The Pennsylvania Turnpike ordered speed limits reduced to 45 mph and banned empty tractor-trailers until further notice. The Pennsylvania Department of Transportation also dropped speed limits to 45 mph on a number of roads including a number of interstates.
The Southeastern Pennsylvania Transportation Administration is reporting delays and some cancellations on suburban Philadelphia routes. Many schools have announced delays and some have canceled classes altogether.
Another winter storm is bringing snow and sleet to Rhode Island.
The National Weather Service expects the storm to dump 5 to 9 inches of snow and sleet in the northwestern corner of the state, 3 to 7 inches in the Providence area and 1 to 3 inches along the coast. A winter storm warning is in effect until 6 p.m.
The storm has created difficult driving conditions. Most schools in the state are closed and parking bans are in effect in several communities.
Severe winter conditions have caused officials to ask thousands of homeowners in far northern Wisconsin to leave their faucets running 24 hours a day to prevent water pipes and sewer lines from freezing.
The 9,000 Rhinelander residents won’t be charged for using the extra water. Temperatures in the area are expected to be below zero for much of the week.
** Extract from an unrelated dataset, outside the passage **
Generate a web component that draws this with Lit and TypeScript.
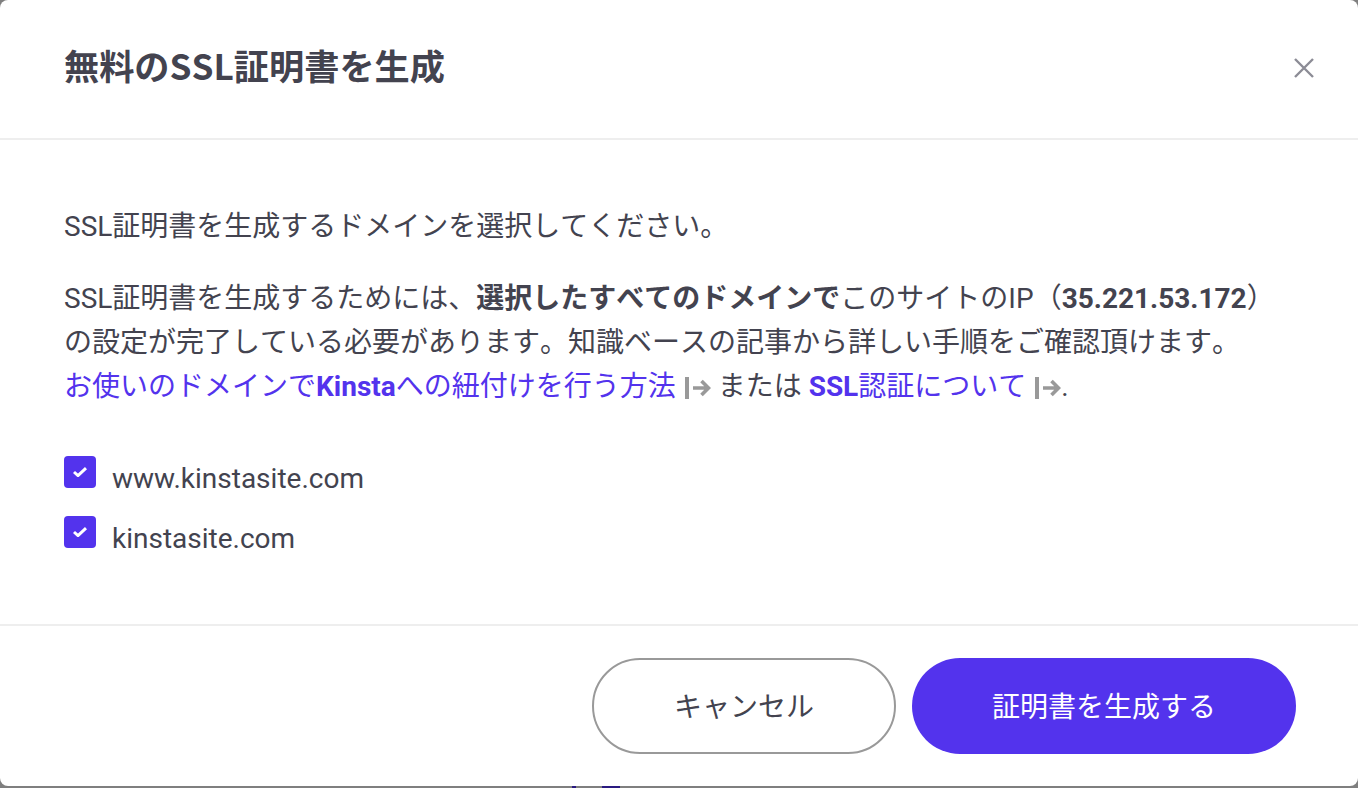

Bitter cold will continue to envelop Wyoming, which is under wind chill warnings.
The National Weather service says wind chills could hit 25 to 35 degrees below zero into Wednesday morning in a large part of western and central Wyoming.
High temperatures Wednesday will struggle to reach zero in many areas. By night, lows will be in the 10 to 20 below range. Temperatures aren’t expected to warm up again until the weekend.
The snow started falling before sunrise Wednesday and was expected to taper off in the afternoon. Vermont is expected to get 5 to 10 inches.